EXERCISE:
Retype each line of the material exactly, please, skipping any picture in it.

════════════════════

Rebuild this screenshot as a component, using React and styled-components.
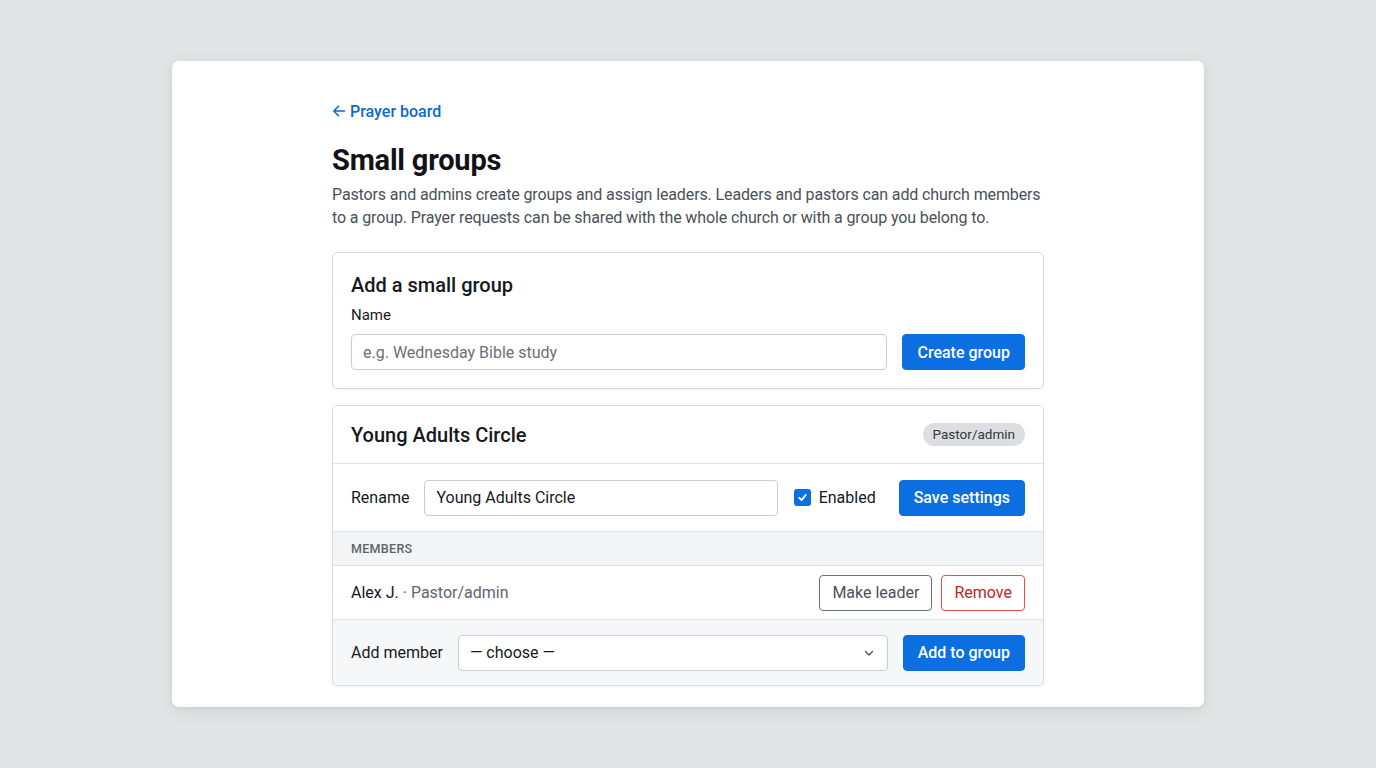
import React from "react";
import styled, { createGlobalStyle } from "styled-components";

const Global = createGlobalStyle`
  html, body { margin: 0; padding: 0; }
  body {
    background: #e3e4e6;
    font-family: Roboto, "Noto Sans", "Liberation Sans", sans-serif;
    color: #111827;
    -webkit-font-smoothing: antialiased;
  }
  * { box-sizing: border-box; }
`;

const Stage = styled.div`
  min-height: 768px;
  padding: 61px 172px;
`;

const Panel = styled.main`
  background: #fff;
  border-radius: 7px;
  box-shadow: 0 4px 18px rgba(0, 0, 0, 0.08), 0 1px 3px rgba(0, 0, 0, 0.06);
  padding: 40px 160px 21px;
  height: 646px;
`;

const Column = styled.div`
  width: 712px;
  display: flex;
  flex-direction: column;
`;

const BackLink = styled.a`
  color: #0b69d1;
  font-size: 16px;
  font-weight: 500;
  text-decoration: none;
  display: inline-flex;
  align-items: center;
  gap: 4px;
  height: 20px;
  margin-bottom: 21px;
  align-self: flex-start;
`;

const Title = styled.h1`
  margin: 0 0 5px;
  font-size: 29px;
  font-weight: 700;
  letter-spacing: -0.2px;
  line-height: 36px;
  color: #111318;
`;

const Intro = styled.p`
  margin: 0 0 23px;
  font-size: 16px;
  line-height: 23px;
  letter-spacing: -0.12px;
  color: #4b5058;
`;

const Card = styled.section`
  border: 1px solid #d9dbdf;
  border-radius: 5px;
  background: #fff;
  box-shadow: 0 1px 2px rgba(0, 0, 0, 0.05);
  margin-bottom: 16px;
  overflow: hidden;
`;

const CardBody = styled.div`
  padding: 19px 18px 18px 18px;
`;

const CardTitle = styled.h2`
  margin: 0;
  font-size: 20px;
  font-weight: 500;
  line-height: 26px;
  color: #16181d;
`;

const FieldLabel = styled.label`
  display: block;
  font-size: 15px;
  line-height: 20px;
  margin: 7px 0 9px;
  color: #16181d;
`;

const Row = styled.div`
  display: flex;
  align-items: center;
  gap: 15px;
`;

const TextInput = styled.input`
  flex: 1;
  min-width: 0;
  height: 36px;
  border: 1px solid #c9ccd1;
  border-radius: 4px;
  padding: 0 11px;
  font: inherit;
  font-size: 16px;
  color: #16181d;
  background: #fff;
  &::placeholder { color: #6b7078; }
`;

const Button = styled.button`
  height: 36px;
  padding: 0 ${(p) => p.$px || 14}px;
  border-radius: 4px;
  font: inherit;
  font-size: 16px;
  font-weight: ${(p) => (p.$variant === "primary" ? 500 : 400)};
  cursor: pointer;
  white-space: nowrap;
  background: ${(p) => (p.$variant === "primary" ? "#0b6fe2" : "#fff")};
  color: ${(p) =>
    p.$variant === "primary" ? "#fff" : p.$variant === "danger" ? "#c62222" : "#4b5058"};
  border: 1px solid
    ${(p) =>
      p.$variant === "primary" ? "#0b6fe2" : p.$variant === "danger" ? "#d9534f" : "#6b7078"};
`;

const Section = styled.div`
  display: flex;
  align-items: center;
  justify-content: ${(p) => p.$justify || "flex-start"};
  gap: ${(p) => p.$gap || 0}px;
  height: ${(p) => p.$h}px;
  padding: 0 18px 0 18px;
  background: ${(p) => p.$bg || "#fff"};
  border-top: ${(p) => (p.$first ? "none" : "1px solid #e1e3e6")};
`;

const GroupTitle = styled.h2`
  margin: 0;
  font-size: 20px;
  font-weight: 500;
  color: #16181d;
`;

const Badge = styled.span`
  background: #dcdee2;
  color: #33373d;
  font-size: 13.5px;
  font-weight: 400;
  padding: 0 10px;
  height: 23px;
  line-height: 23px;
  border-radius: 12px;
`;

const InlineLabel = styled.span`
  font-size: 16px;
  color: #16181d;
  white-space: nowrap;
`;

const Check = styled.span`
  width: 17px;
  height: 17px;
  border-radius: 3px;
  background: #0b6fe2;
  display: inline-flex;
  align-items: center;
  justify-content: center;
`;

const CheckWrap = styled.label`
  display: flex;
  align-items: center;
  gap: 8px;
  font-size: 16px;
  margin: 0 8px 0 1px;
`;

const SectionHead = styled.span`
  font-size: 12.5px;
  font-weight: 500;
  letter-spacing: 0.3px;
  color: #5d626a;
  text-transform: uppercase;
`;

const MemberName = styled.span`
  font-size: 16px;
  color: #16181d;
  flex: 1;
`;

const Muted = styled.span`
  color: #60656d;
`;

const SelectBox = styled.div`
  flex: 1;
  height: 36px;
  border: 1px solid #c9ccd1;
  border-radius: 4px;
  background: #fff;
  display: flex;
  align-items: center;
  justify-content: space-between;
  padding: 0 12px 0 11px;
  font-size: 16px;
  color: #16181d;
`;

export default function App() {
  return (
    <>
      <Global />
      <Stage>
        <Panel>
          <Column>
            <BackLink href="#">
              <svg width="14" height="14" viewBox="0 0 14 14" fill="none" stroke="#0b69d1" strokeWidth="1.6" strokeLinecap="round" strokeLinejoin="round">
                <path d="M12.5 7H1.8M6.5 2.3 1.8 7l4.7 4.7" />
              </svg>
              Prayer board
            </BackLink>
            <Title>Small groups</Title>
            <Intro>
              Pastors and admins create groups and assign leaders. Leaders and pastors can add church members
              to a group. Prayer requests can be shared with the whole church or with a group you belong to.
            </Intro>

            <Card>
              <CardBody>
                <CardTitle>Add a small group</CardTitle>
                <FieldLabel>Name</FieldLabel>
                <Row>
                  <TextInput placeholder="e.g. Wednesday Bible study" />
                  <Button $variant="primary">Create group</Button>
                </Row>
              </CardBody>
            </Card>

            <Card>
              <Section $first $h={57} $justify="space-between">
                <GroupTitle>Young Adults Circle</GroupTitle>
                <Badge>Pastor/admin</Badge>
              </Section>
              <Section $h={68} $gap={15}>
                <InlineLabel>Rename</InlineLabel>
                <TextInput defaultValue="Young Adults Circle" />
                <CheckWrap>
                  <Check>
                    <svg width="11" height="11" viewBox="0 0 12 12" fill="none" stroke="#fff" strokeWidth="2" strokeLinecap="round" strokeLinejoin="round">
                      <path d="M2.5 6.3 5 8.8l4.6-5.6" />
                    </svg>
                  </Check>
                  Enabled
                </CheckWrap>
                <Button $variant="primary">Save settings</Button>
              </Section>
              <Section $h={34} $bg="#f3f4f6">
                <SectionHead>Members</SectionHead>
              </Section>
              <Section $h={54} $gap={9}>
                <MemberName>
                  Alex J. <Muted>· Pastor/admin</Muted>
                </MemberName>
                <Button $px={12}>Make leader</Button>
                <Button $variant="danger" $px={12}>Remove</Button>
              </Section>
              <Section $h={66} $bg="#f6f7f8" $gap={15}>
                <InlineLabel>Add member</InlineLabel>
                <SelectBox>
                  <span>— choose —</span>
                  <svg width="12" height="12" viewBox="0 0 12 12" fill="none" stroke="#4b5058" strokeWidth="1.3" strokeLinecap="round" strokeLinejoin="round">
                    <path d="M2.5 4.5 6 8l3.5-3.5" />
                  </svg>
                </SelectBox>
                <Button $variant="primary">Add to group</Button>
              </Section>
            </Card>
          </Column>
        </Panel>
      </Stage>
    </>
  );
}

════════════════════

SOLVED PROBLEM:
Rebuild this screenshot as a component, using React and styled-components.
import React from "react";
import styled, { createGlobalStyle } from "styled-components";

const Global = createGlobalStyle`
  html, body { margin: 0; padding: 0; }
  body {
    background: #e3e4e6;
    font-family: Roboto, "Noto Sans", "Liberation Sans", sans-serif;
    color: #111827;
    -webkit-font-smoothing: antialiased;
  }
  * { box-sizing: border-box; }
`;

const Stage = styled.div`
  min-height: 768px;
  padding: 61px 172px;
`;

const Panel = styled.main`
  background: #fff;
  border-radius: 7px;
  box-shadow: 0 4px 18px rgba(0, 0, 0, 0.08), 0 1px 3px rgba(0, 0, 0, 0.06);
  padding: 40px 160px 21px;
  height: 646px;
`;

const Column = styled.div`
  width: 712px;
  display: flex;
  flex-direction: column;
`;

const BackLink = styled.a`
  color: #0b69d1;
  font-size: 16px;
  font-weight: 500;
  text-decoration: none;
  display: inline-flex;
  align-items: center;
  gap: 4px;
  height: 20px;
  margin-bottom: 21px;
  align-self: flex-start;
`;

const Title = styled.h1`
  margin: 0 0 5px;
  font-size: 29px;
  font-weight: 700;
  letter-spacing: -0.2px;
  line-height: 36px;
  color: #111318;
`;

const Intro = styled.p`
  margin: 0 0 23px;
  font-size: 16px;
  line-height: 23px;
  letter-spacing: -0.12px;
  color: #4b5058;
`;

const Card = styled.section`
  border: 1px solid #d9dbdf;
  border-radius: 5px;
  background: #fff;
  box-shadow: 0 1px 2px rgba(0, 0, 0, 0.05);
  margin-bottom: 16px;
  overflow: hidden;
`;

const CardBody = styled.div`
  padding: 19px 18px 18px 18px;
`;

const CardTitle = styled.h2`
  margin: 0;
  font-size: 20px;
  font-weight: 500;
  line-height: 26px;
  color: #16181d;
`;

const FieldLabel = styled.label`
  display: block;
  font-size: 15px;
  line-height: 20px;
  margin: 7px 0 9px;
  color: #16181d;
`;

const Row = styled.div`
  display: flex;
  align-items: center;
  gap: 15px;
`;

const TextInput = styled.input`
  flex: 1;
  min-width: 0;
  height: 36px;
  border: 1px solid #c9ccd1;
  border-radius: 4px;
  padding: 0 11px;
  font: inherit;
  font-size: 16px;
  color: #16181d;
  background: #fff;
  &::placeholder { color: #6b7078; }
`;

const Button = styled.button`
  height: 36px;
  padding: 0 ${(p) => p.$px || 14}px;
  border-radius: 4px;
  font: inherit;
  font-size: 16px;
  font-weight: ${(p) => (p.$variant === "primary" ? 500 : 400)};
  cursor: pointer;
  white-space: nowrap;
  background: ${(p) => (p.$variant === "primary" ? "#0b6fe2" : "#fff")};
  color: ${(p) =>
    p.$variant === "primary" ? "#fff" : p.$variant === "danger" ? "#c62222" : "#4b5058"};
  border: 1px solid
    ${(p) =>
      p.$variant === "primary" ? "#0b6fe2" : p.$variant === "danger" ? "#d9534f" : "#6b7078"};
`;

const Section = styled.div`
  display: flex;
  align-items: center;
  justify-content: ${(p) => p.$justify || "flex-start"};
  gap: ${(p) => p.$gap || 0}px;
  height: ${(p) => p.$h}px;
  padding: 0 18px 0 18px;
  background: ${(p) => p.$bg || "#fff"};
  border-top: ${(p) => (p.$first ? "none" : "1px solid #e1e3e6")};
`;

const GroupTitle = styled.h2`
  margin: 0;
  font-size: 20px;
  font-weight: 500;
  color: #16181d;
`;

const Badge = styled.span`
  background: #dcdee2;
  color: #33373d;
  font-size: 13.5px;
  font-weight: 400;
  padding: 0 10px;
  height: 23px;
  line-height: 23px;
  border-radius: 12px;
`;

const InlineLabel = styled.span`
  font-size: 16px;
  color: #16181d;
  white-space: nowrap;
`;

const Check = styled.span`
  width: 17px;
  height: 17px;
  border-radius: 3px;
  background: #0b6fe2;
  display: inline-flex;
  align-items: center;
  justify-content: center;
`;

const CheckWrap = styled.label`
  display: flex;
  align-items: center;
  gap: 8px;
  font-size: 16px;
  margin: 0 8px 0 1px;
`;

const SectionHead = styled.span`
  font-size: 12.5px;
  font-weight: 500;
  letter-spacing: 0.3px;
  color: #5d626a;
  text-transform: uppercase;
`;

const MemberName = styled.span`
  font-size: 16px;
  color: #16181d;
  flex: 1;
`;

const Muted = styled.span`
  color: #60656d;
`;

const SelectBox = styled.div`
  flex: 1;
  height: 36px;
  border: 1px solid #c9ccd1;
  border-radius: 4px;
  background: #fff;
  display: flex;
  align-items: center;
  justify-content: space-between;
  padding: 0 12px 0 11px;
  font-size: 16px;
  color: #16181d;
`;

export default function App() {
  return (
    <>
      <Global />
      <Stage>
        <Panel>
          <Column>
            <BackLink href="#">
              <svg width="14" height="14" viewBox="0 0 14 14" fill="none" stroke="#0b69d1" strokeWidth="1.6" strokeLinecap="round" strokeLinejoin="round">
                <path d="M12.5 7H1.8M6.5 2.3 1.8 7l4.7 4.7" />
              </svg>
              Prayer board
            </BackLink>
            <Title>Small groups</Title>
            <Intro>
              Pastors and admins create groups and assign leaders. Leaders and pastors can add church members
              to a group. Prayer requests can be shared with the whole church or with a group you belong to.
            </Intro>

            <Card>
              <CardBody>
                <CardTitle>Add a small group</CardTitle>
                <FieldLabel>Name</FieldLabel>
                <Row>
                  <TextInput placeholder="e.g. Wednesday Bible study" />
                  <Button $variant="primary">Create group</Button>
                </Row>
              </CardBody>
            </Card>

            <Card>
              <Section $first $h={57} $justify="space-between">
                <GroupTitle>Young Adults Circle</GroupTitle>
                <Badge>Pastor/admin</Badge>
              </Section>
              <Section $h={68} $gap={15}>
                <InlineLabel>Rename</InlineLabel>
                <TextInput defaultValue="Young Adults Circle" />
                <CheckWrap>
                  <Check>
                    <svg width="11" height="11" viewBox="0 0 12 12" fill="none" stroke="#fff" strokeWidth="2" strokeLinecap="round" strokeLinejoin="round">
                      <path d="M2.5 6.3 5 8.8l4.6-5.6" />
                    </svg>
                  </Check>
                  Enabled
                </CheckWrap>
                <Button $variant="primary">Save settings</Button>
              </Section>
              <Section $h={34} $bg="#f3f4f6">
                <SectionHead>Members</SectionHead>
              </Section>
              <Section $h={54} $gap={9}>
                <MemberName>
                  Alex J. <Muted>· Pastor/admin</Muted>
                </MemberName>
                <Button $px={12}>Make leader</Button>
                <Button $variant="danger" $px={12}>Remove</Button>
              </Section>
              <Section $h={66} $bg="#f6f7f8" $gap={15}>
                <InlineLabel>Add member</InlineLabel>
                <SelectBox>
                  <span>— choose —</span>
                  <svg width="12" height="12" viewBox="0 0 12 12" fill="none" stroke="#4b5058" strokeWidth="1.3" strokeLinecap="round" strokeLinejoin="round">
                    <path d="M2.5 4.5 6 8l3.5-3.5" />
                  </svg>
                </SelectBox>
                <Button $variant="primary">Add to group</Button>
              </Section>
            </Card>
          </Column>
        </Panel>
      </Stage>
    </>
  );
}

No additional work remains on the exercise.